IHU On-Line - Pode-se falar entre uma convergência de princípios entre a escolástica e os direitos humanos? Por quê?

João Madeira -
Do ponto de vista da metafísica, ou seja, dos princípios e abordagens gerais da natureza em geral e da natureza humana em particular, fica claro que há uma relação entre alguns postulados da escolástica e os direitos humanos. Uma questão discutida na escolástica era a das diferenças entre as várias espécies que pertencem a um mesmo gênero e a diferença que pode haver entre os indivíduos de uma mesma espécie. No que se refere às diferenças entre diferentes espécies de um mesmo gênero, os escolásticos diziam haver uma differentia specifica (característica própria de uma espécie que estaria ausente de todas as outras espécies do mesmo gênero). Assim, os escolásticos diziam que a racionalidade era uma diferença específica dos seres humanos e que, portanto, não estaria presente em qualquer dos outros animais. O ponto importante era que os escolásticos diziam que entre os seres humanos, ou seja, entre um ser humano e outro, não haveria diferença específica, mas que cada ser humano é igual em dignidade. Ora, este último ponto está justamente na base da declaração universal dos direitos da pessoa humana, pois tal declaração inicia-se afirmando a “dignidade inerente a todos os membros da família humana”. A declaração soma, ao reconhecimento desta dignidade, a afirmação dos “direitos iguais e inalienáveis” da pessoa humana e diz que são “o fundamento da liberdade, da justiça e da paz no mundo”. A metafísica escolástica seria, assim, a base da base ética da declaração dos direitos humanos.

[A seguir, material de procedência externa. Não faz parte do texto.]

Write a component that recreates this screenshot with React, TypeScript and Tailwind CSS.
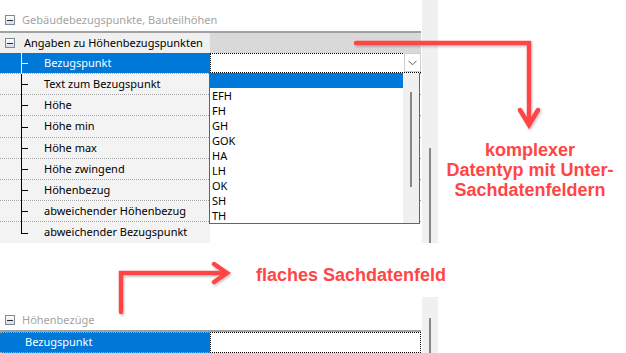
import React from "react";

const MinusBox = ({ mr }: { mr: string }) => (
  <div
    className={`ml-[5px] ${mr} w-[10px] h-[10px] border border-[#7f8a99] bg-gradient-to-b from-white to-[#d7dce4] flex items-center justify-center shrink-0`}
  >
    <div className="w-[6px] h-px bg-[#2b2b2b]" />
  </div>
);

const rows: { label: string; h: string }[] = [
  { label: "Bezugspunkt", h: "h-[21px]" },
  { label: "Text zum Bezugspunkt", h: "h-[21px]" },
  { label: "Höhe", h: "h-[21px]" },
  { label: "Höhe min", h: "h-[22px]" },
  { label: "Höhe max", h: "h-[21px]" },
  { label: "Höhe zwingend", h: "h-[21px]" },
  { label: "Höhenbezug", h: "h-[21px]" },
  { label: "abweichender Höhenbezug", h: "h-[21px]" },
  { label: "abweichender Bezugspunkt", h: "h-[21px]" },
];

const items = ["", "EFH", "FH", "GH", "GOK", "HA", "LH", "OK", "SH", "TH"];

const Chevron = () => (
  <svg width="9" height="6" viewBox="0 0 9 6">
    <path d="M0.5 0.8 L4.5 4.8 L8.5 0.8" fill="none" stroke="#606060" strokeWidth="1" />
  </svg>
);

export default function App() {
  return (
    <div className="relative w-[626px] h-[353px] bg-white overflow-hidden font-['Noto_Sans',sans-serif] text-[11px] text-black">
      {/* top panel */}
      <div className="flex h-[243px]">
        <div className="relative w-[421px] flex flex-col">
          <div className="h-[31px] pt-[10px]">
            <div className="h-[20px] flex items-center text-[#a3a3a3]">
              <MinusBox mr="mr-[7px]" />
              <span>Gebäudebezugspunkte, Bauteilhöhen</span>
            </div>
          </div>
          <div className="h-[2px] bg-[#a0a0a0]" />
          <div className="h-[20px] flex">
            <div className="w-[210px] bg-[#f0f0f0] flex items-center">
              <MinusBox mr="mr-[9px]" />
              <span>Angaben zu Höhenbezugspunkten</span>
            </div>
            <div className="flex-1 bg-[#d9d9d9]" />
          </div>
          {rows.map((r, i) => {
            const sel = i === 0;
            const last = i === rows.length - 1;
            return (
              <div
                key={r.label}
                className={`relative flex ${r.h} ${last ? "" : "border-b border-dotted border-[#a0a0a0]"}`}
              >
                <div
                  className={`w-[210px] flex items-center pl-[44px] ${
                    sel ? "bg-[#0078d7] text-white" : "bg-[#f3f3f3]"
                  }`}
                >
                  {r.label}
                </div>
                <div className="flex-1 bg-white">
                  {sel && (
                    <div className="h-full border border-dotted border-black flex justify-end">
                      <div className="w-[17px] h-[19px] -mt-px -mr-px border border-[#cfcfcf] bg-white flex items-center justify-center">
                        <Chevron />
                      </div>
                    </div>
                  )}
                </div>
                <div
                  className={`absolute left-[21px] top-0 w-px ${last ? "h-1/2" : "-bottom-px"} ${
                    sel ? "bg-white" : "bg-black"
                  }`}
                />
                <div
                  className={`absolute left-[21px] top-1/2 w-[7px] h-px ${sel ? "bg-white" : "bg-black"}`}
                />
              </div>
            );
          })}
          {/* dropdown list */}
          <div className="absolute left-[209px] top-[73px] w-[211px] h-[151px] border border-t-0 border-[#646464] bg-white flex">
            <div className="flex-1 flex flex-col text-[11px]">
              {items.map((it, i) => (
                <div
                  key={i}
                  className={`h-[15px] leading-[15px] pl-[2px] ${i === 0 ? "bg-[#0078d7]" : ""}`}
                >
                  {it}
                </div>
              ))}
            </div>
            <div className="w-[16px] bg-[#f0f0f0] flex flex-col">
              <div className="ml-[7px] mt-[19px] w-[2px] h-[95px] bg-[#888888]" />
            </div>
          </div>
        </div>
        <div className="ml-px w-[16px] bg-[#f0f0f0] flex flex-col">
          <div className="ml-[7px] mt-[148px] w-[2px] flex-1 bg-[#888888]" />
        </div>
      </div>

      <div className="h-[54px]" />

      {/* lower panel */}
      <div className="flex h-[56px]">
        <div className="w-[421px] flex flex-col">
          <div className="h-[33px] pt-[13px]">
            <div className="h-[20px] flex items-center text-[#a3a3a3]">
              <MinusBox mr="mr-[7px]" />
              <span>Höhenbezüge</span>
            </div>
          </div>
          <div className="h-[2px] bg-[#a0a0a0]" />
          <div className="h-[21px] flex">
            <div className="w-[210px] bg-[#0078d7] text-white flex items-center pl-[25px] border-y border-dotted border-[#c89a6a]">
              Bezugspunkt
            </div>
            <div className="flex-1 bg-white border border-dotted border-black" />
          </div>
        </div>
        <div className="ml-px w-[16px] bg-[#f0f0f0] flex flex-col">
          <div className="ml-[7px] mt-[21px] w-[2px] flex-1 bg-[#888888]" />
        </div>
      </div>

      {/* annotations */}
      <svg className="absolute left-0 top-0 pointer-events-none" width="626" height="353" viewBox="0 0 626 353">
        <defs>
          <filter id="sh" x="-10%" y="-10%" width="130%" height="130%">
            <feDropShadow dx="1" dy="1.5" stdDeviation="1" floodColor="#000" floodOpacity="0.25" />
          </filter>
        </defs>
        <g fill="none" stroke="#ff4545" strokeWidth="4.5" strokeLinecap="round" strokeLinejoin="miter" filter="url(#sh)">
          <path d="M356 43 L529 43 L529 124" />
          <path d="M520 110 L529 125 L538 110" />
          <path d="M121 312 L121 273 L226 273" />
          <path d="M214 264 L227 273 L214 282" />
        </g>
      </svg>
      <div className="absolute left-[440px] top-[140px] w-[180px] text-center font-['Liberation_Sans',Arial,sans-serif] font-bold text-[18px] leading-[20px] text-[#ff4545]">
        komplexer
        <br />
        Datentyp mit Unter-
        <br />
        Sachdatenfeldern
      </div>
      <div className="absolute left-[256px] top-[265px] font-['Liberation_Sans',Arial,sans-serif] font-bold text-[18px] leading-[20px] text-[#ff4545]">
        flaches Sachdatenfeld
      </div>
    </div>
  );
}
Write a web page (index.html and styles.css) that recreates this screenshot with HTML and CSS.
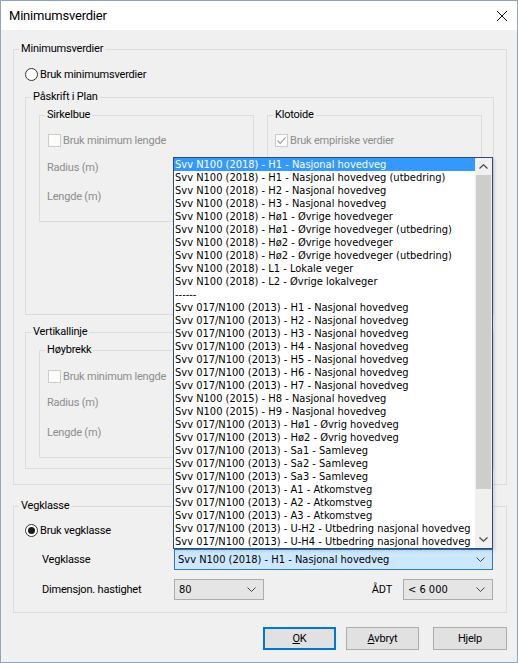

IHU On-Line - Qual é a atualidade da escolástica em termos de diálogo com outros saberes?

João Madeira -
A abertura para o diálogo com opiniões diferentes e para contribuições de outras áreas da cultura sempre foi uma característica marcante da escolástica. Desde Boécio  até Francisco Suárez houve grande preocupação com o estudo das sete artes: as três artes da linguagem e as quatro artes matemáticas. Foram os escolásticos que se preocuparam em traduzir as obras dos filósofos árabes para o latim e que os estudaram com grande interesse, mesmo sabendo que se tratavam de autores de outra religião, com a qual o ocidente cristão esteve por séculos em guerra. Isto me parece sinal evidente de que havia abertura para buscar a verdade, qualquer que fosse a fonte onde pudesse ser encontrada. Mesmo diante de tantas diferenças, os escolásticos não recuaram. Portanto, parece acertado dizer que a escolástica sempre se pautou pela abertura a ideias e a saberes de outras fontes, que não se restringiam ao familiar e já conhecido.